I sit before flowers
hoping they will train me in the art
of opening up.
I stand on mountain tops believing
that avalanches will teach me to let go.
I know
nothing,
but I am here to learn.
– Shane Koyczan

When I was pregnant with my first child, I remember thinking this is the most exciting and terrifying time of my life. I was excited because I was carrying another person in my body. I was terrified because I was carrying another person in my body. For those nine months, I learned more about myself, my capacity to love another person, and how beautiful and strong I am inside and out, all of which I had struggled with most of my life.Mother’s Day: A Journey of Finding One’s Self

Love for Myself

While pregnant with my children, it was vital for me to take care of my body and be more aware of what I was putting into it. As I watched my body expand for my babies, I realized my ability to make sound decisions to maintain a healthy environment. That grew into a love that extended to me. I didn’t understand what it meant to take time to love myself before kids. I only wanted others to know that they were important, and I was often an afterthought to myself.

Capacity to Love

Some of the best parts of our lives have yet to happen and for that, I am eternally excited. I embrace being a mom and all the wonder and excitement that comes with it. I love my children with an intensity and fire that I never knew existed before them. They give me the strength to work when I am tired, breathe when I feel suffocated, and be free when I feel confined. They have saved me from destruction more times than I can count. I hope one day they are aware of a fraction of the inexplicable bliss they bring to my heart.

Beauty and Strength

“I am mine / before I am ever anyone else’s” are lines from a poem by Nayyirah Waheed and are the epitome of what I felt once I learned and understood my strength and self-worth. While I am many things, I tend to be none of them entirely. It took me time to realize that I will always be too much of something for someone: too big, too loud, too soft, too smart, too unsure, too brave, and too fearful. I apologize for my mistakes, but I won’t apologize for being who I am. This Mother’s Day and every day, my children teach me that it’s okay to make mistakes, laugh at yourself, and try again.

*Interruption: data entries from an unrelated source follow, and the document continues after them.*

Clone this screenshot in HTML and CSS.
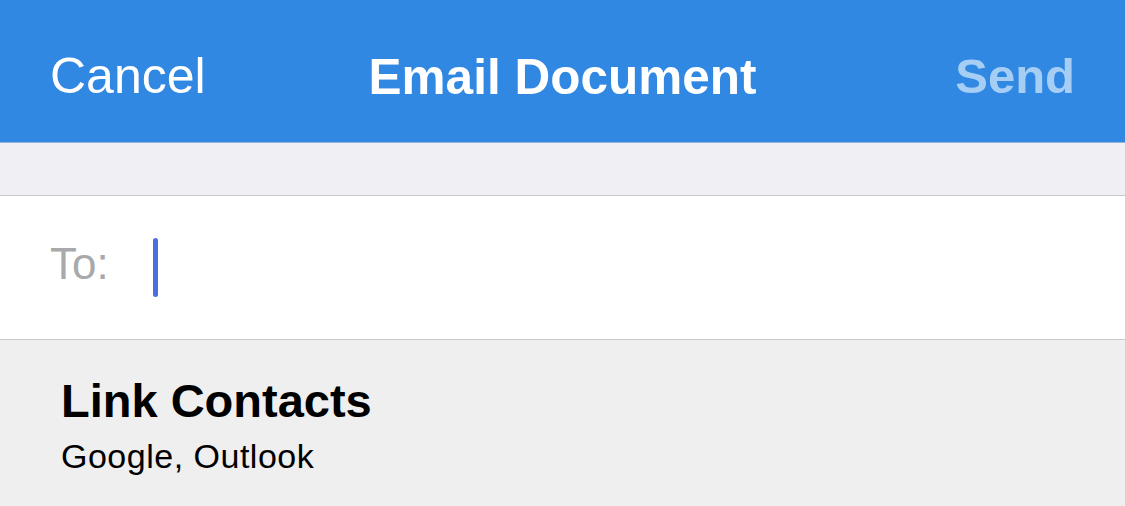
FILE: index.html
```html
<!DOCTYPE html>
<html lang="en">

<head>
  <meta charset="UTF-8">
  <meta name="viewport" content="width=device-width, initial-scale=1.0">
  <title>Email Document</title>
  <link rel="stylesheet" href="styles.css">
</head>

<body>
  <header class="nav-bar">
    <button class="nav-button cancel">Cancel</button>
    <h1 class="nav-title">Email Document</h1>
    <button class="nav-button send" disabled>Send</button>
  </header>

  <div class="spacer"></div>

  <div class="to-row">
    <span class="to-label">To:</span>
    <span class="cursor"></span>
  </div>

  <div class="suggestion">
    <div class="suggestion-title">Link Contacts</div>
    <div class="suggestion-sub">Google, Outlook</div>
  </div>
</body>

</html>
```

FILE: styles.css
```css
body {
  margin: 0;
  padding: 0;
  background-color: #efefef;
  font-family: 'Liberation Sans', Arial, sans-serif;
  color: #000;
}

.nav-bar {
  height: 143px;
  box-sizing: border-box;
  padding: 10px 50px 0 50px;
  background-color: #3088e3;
  border-bottom: 1px solid #8fb4dc;
  display: grid;
  grid-template-columns: 1fr auto 1fr;
  align-items: center;
}

.nav-button {
  background: none;
  border: none;
  padding: 0;
  color: #fff;
  font-family: inherit;
  font-size: 50px;
}

.nav-button.cancel {
  justify-self: start;
}

.nav-button.send {
  justify-self: end;
  color: #a6cef5;
  font-weight: bold;
  font-size: 49px;
}

.nav-title {
  margin: 0;
  color: #fff;
  font-size: 49.5px;
  font-weight: bold;
}

.spacer {
  height: 52px;
  background-color: #efeff4;
  border-bottom: 1px solid #c8c7cc;
}

.to-row {
  height: 144px;
  box-sizing: border-box;
  padding: 0 50px;
  background-color: #fff;
  border-bottom: 1px solid #c8c7cc;
  display: flex;
  align-items: center;
  gap: 44px;
}

.to-label {
  color: #a9a9ab;
  font-size: 44px;
  margin-top: -8px;
}

.cursor {
  width: 5px;
  height: 59px;
  border-radius: 3px;
  background-color: #4a6fe3;
}

.suggestion {
  padding: 34px 61px;
}

.suggestion-title {
  font-size: 47px;
  font-weight: bold;
  line-height: 54px;
}

.suggestion-sub {
  font-size: 34px;
  line-height: 42px;
  margin-top: 7px;
  letter-spacing: 0.5px;
}
```
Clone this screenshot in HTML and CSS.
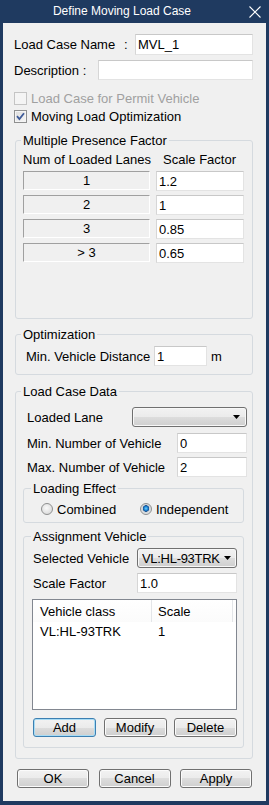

This life we are living is hypersensitive. And, I’m feeling every pulse, every beat, every moment. I couldn’t be more pleased. In life, there will be moments when we will be lost and unlost over and over again. Yet, it is in these moments that we must rest assured that it’s okay to let life happen. Being a mom is challenging, rewarding, exciting, and terrifying. I’m equally thrilled for each of these different moments. On Mother’s Day, my gifts are my children, and their presence and persistence have given me more than I ever thought I deserved. They are the best parts of me and the better parts of what I can become. I am blessed, honored, and pleased to be Kingston Zion and Marlee Love’s mom. My kids are my heroes, today and always.

Mother’s Day is an occasion celebrated in various parts of the world to express respect, honor, and love toward mothers. This is also a day for mothers to be proud and confident in themselves and all they have to offer their kids, their community, and themselves.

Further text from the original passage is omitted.